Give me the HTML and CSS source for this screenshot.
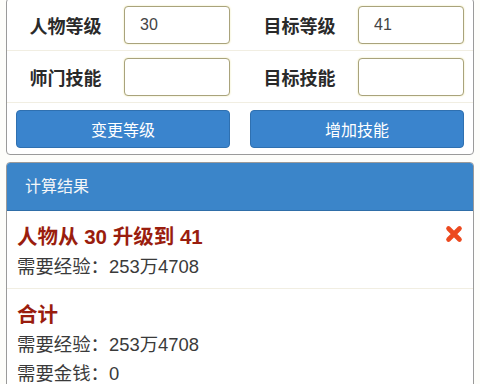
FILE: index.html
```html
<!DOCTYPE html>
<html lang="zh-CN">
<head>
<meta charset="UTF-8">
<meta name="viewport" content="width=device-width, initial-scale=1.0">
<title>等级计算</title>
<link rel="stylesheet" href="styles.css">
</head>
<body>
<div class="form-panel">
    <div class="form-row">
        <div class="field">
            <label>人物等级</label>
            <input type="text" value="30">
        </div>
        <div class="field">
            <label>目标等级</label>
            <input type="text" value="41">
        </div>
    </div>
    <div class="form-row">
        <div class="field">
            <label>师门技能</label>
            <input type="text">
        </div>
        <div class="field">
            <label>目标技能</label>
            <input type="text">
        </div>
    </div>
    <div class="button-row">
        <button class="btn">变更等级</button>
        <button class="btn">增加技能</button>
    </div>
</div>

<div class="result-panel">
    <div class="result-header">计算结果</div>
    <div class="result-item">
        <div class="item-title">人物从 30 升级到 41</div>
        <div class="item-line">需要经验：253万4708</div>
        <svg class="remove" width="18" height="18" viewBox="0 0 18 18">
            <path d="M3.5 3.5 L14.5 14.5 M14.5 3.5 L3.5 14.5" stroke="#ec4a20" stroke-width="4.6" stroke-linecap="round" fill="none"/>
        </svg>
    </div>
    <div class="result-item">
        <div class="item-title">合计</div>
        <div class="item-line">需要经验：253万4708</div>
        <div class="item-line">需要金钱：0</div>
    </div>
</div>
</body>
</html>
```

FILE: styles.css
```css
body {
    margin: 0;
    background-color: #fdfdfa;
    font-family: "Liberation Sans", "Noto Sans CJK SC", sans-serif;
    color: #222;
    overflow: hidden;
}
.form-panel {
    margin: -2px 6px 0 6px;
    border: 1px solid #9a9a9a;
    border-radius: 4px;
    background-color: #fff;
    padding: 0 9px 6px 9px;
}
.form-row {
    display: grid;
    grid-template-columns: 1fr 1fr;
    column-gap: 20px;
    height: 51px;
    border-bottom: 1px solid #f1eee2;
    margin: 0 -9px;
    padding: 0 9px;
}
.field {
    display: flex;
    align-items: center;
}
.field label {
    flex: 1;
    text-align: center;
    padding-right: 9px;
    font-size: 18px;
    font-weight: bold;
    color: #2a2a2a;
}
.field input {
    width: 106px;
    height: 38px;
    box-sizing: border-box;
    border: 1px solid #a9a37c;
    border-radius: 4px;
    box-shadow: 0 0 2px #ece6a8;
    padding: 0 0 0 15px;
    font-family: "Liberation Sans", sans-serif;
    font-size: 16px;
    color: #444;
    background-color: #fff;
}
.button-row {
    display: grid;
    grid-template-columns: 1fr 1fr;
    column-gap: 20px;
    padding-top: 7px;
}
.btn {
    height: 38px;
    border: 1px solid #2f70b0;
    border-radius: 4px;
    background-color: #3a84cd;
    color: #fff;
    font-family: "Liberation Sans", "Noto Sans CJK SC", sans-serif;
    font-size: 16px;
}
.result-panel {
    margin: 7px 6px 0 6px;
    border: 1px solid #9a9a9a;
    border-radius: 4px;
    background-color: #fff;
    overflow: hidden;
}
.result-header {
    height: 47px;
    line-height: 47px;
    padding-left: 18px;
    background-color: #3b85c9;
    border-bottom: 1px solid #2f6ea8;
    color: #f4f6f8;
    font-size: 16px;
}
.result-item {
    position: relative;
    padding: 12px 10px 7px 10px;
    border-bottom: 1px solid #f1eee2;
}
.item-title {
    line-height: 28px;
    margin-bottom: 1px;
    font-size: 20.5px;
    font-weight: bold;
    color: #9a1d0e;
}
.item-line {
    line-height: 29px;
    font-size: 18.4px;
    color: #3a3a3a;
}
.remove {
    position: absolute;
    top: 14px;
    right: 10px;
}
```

^^^^^^^^^^^^^^^^

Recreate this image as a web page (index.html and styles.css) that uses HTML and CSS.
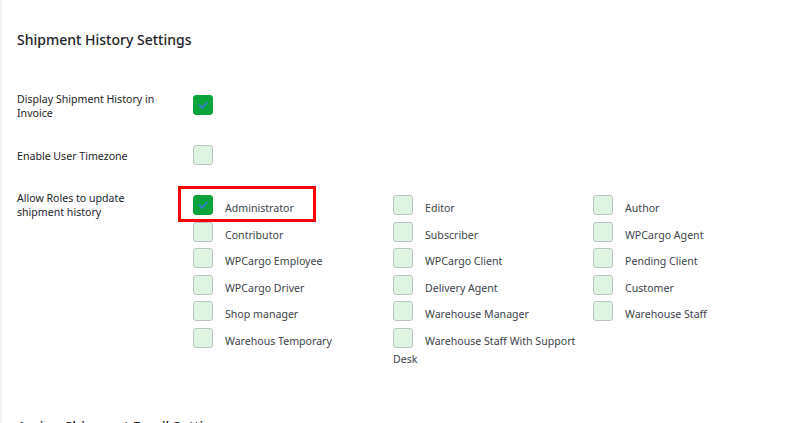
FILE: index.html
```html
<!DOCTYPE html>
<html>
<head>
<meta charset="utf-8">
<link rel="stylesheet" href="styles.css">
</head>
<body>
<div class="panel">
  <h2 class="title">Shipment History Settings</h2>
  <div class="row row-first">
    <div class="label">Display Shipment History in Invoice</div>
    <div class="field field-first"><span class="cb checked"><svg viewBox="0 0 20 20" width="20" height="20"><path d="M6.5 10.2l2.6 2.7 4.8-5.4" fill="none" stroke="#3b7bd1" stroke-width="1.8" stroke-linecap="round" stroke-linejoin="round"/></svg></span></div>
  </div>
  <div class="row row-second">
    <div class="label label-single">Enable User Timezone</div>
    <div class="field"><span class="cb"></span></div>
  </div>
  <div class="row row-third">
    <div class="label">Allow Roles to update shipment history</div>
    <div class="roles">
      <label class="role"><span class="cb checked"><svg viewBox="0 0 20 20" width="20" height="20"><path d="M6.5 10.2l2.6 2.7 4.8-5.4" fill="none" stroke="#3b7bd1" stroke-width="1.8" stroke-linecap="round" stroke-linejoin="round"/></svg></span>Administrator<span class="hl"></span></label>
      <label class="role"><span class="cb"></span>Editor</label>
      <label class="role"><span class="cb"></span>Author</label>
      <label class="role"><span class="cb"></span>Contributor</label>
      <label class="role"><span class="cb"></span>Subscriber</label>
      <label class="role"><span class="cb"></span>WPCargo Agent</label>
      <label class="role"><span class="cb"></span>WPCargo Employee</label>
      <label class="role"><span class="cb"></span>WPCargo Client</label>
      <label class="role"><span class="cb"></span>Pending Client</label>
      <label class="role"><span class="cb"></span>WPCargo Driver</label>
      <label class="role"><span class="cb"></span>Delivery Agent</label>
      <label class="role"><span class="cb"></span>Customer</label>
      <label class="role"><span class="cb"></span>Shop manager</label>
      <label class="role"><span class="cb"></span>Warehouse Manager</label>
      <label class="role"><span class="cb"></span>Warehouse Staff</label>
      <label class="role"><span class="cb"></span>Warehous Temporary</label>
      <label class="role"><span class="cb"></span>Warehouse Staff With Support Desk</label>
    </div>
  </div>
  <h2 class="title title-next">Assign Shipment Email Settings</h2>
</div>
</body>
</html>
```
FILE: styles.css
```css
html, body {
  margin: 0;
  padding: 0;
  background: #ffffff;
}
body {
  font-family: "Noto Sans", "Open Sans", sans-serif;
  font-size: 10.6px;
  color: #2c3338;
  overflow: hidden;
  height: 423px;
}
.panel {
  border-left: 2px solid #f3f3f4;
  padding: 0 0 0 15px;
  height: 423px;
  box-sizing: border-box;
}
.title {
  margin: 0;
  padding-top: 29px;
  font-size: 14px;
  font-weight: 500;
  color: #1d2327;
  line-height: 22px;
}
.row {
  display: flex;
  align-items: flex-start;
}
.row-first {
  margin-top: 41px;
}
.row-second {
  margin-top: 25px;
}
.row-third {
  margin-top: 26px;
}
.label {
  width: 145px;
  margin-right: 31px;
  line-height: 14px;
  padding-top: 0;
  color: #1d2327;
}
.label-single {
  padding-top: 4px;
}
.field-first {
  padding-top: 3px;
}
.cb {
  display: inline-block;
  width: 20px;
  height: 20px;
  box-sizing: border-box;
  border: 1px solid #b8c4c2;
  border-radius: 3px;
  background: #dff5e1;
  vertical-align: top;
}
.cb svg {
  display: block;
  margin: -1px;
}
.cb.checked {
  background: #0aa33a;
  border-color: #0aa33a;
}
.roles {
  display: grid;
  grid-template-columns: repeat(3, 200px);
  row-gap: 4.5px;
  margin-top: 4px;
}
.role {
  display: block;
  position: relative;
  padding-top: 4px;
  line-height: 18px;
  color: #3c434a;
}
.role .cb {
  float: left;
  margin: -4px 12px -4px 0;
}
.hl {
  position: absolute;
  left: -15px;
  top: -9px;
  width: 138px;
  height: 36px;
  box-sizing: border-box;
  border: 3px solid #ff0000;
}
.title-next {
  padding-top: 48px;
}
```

^^^^^^^^^^^^^^^^

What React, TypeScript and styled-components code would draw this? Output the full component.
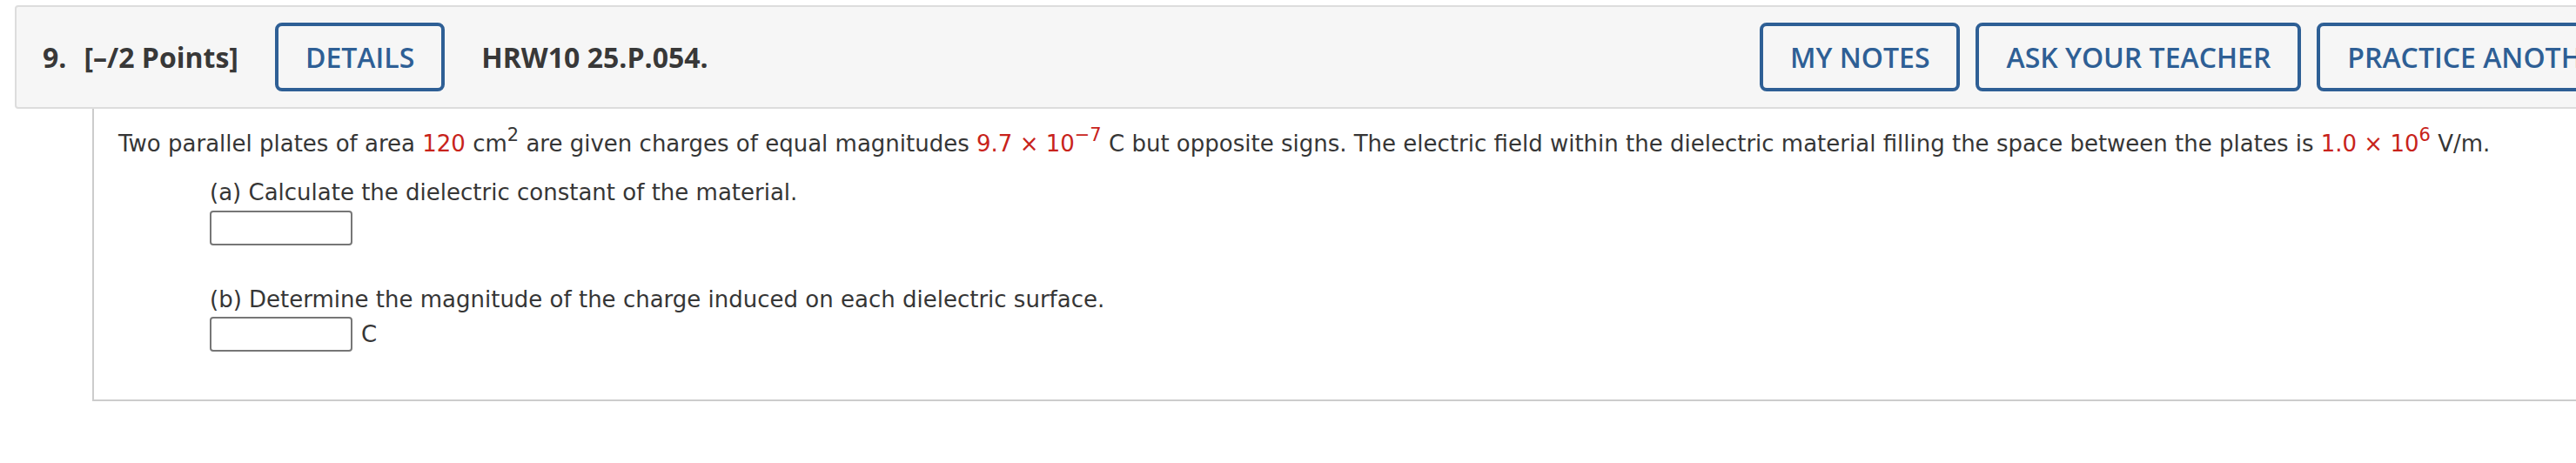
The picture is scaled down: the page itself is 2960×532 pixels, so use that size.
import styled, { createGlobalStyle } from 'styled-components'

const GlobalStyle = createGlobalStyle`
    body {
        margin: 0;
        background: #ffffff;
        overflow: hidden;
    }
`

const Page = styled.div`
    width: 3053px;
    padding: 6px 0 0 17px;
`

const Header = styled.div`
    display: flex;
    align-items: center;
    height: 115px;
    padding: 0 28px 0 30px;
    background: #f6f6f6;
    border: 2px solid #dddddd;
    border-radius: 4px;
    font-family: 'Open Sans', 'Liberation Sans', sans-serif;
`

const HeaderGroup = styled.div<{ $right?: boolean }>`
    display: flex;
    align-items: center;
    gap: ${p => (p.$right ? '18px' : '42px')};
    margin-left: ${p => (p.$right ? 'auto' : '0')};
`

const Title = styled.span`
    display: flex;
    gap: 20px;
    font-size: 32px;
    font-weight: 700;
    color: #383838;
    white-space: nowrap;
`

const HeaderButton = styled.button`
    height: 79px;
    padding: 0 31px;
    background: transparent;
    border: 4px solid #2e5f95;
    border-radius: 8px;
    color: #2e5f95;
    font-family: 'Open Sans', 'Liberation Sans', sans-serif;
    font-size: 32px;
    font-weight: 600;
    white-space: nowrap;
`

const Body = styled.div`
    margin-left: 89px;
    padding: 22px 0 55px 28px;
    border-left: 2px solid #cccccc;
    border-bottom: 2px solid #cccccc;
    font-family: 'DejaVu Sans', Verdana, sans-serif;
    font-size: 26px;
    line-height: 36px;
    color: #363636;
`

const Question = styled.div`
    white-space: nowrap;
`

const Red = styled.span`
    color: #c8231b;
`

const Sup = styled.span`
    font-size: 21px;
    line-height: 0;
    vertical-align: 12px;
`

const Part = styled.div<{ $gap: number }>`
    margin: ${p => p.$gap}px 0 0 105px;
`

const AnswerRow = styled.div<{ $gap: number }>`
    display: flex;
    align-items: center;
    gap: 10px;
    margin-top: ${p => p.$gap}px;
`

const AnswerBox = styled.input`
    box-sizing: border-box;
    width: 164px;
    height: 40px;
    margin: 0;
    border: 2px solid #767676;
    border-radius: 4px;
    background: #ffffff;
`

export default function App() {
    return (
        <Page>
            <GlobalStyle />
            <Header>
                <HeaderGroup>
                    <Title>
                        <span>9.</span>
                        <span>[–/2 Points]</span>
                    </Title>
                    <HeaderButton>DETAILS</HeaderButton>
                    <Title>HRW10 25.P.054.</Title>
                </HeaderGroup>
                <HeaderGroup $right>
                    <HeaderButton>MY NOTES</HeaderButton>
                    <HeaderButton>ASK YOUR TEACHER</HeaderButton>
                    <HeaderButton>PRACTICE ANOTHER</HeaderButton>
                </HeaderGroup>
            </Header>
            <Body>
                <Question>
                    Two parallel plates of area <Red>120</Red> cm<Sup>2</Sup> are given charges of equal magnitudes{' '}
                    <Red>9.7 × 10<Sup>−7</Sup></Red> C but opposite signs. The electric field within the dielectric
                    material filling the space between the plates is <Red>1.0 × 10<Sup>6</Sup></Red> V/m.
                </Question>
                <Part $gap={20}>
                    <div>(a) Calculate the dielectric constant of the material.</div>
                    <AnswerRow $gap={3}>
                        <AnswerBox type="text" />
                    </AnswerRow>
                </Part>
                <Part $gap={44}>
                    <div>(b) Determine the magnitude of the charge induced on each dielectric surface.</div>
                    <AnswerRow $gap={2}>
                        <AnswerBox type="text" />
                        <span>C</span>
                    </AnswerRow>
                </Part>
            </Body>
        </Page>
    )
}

^^^^^^^^^^^^^^^^

> [Set exercise]: Locate each line containing the string "that" and show it.

> [Exercise answer]:
Recreate this image as a web page (index.html and styles.css) that uses HTML and CSS.
The picture is scaled down: the page itself is 2960×532 pixels, so use that size.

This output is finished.